Parallel and Incremental Analysis

This project examines the performance of trace analysis tools and the scalability to multiple cores. Doctoral
student T4D1 will study the problem of constructing a model of the traced system incrementally despite
missing information, because of lost events, or missing initial values not present in the trace or not yet
computed by other parallel analysis tasks. He will then propose new algorithms to tolerate the missing
information, determine which state information can still be computed, and label attributes with missing or
uncertain values. The missing or uncertain information may be corrected later using subsequent information, or information from parallel analysis tasks that become available at a later time. This will enable a
more robust modeled state computation algorithm. It will also facilitate the decoupling of the state computation for different time interval sections of the trace, allowing the otherwise sequential processing to
be efficiently performed in parallel. This project has three research axes:

  • Provide a framework to measure the interactive analysis performance of the Tracing and Monitoring Framework. He will then characterize the scalability of the algorithms in terms of different parameters such as the trace duration, the degree of overlap for the state intervals, and the model attribute tree size. He will study the effect of different possible trade-offs such as generating a partial state history tree, trading storage and bandwidth for computation costs, and propose a more efficient configuration and architecture, pipelining different tasks in paralle threads.

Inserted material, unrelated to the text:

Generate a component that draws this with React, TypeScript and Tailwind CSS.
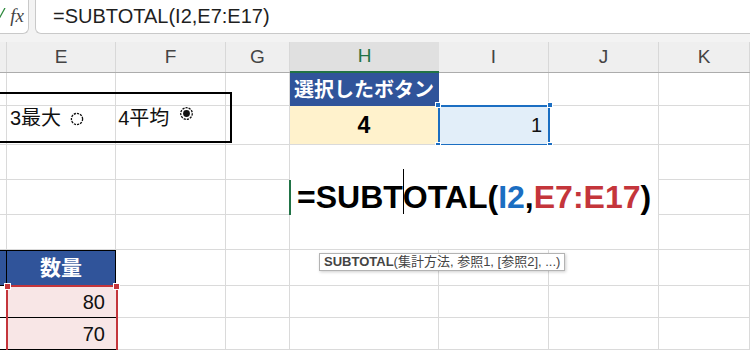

  • Propose new algorithms to split the state history database along different dimensions that can be computed in parallel and stored separately, such as separate attribute subtrees, subtrees for different resources, or separate time intervals. The challenge for time intervals is to insure that a sufficient proportion of states can be computed without the initial state values at the beginning of the interval, such that the parallel computation can be performed efficiently, minimizing the 
    need for fixing up later the missing information once state for ealier intervals is computed. In addition, the disk based format for the state history tree will need to be extended in order to allow for the parallel computation of the state for different sections.
  • Test, integration and performance analysis of the proposed algorithms on large industrial problems [With the help of Ericsson].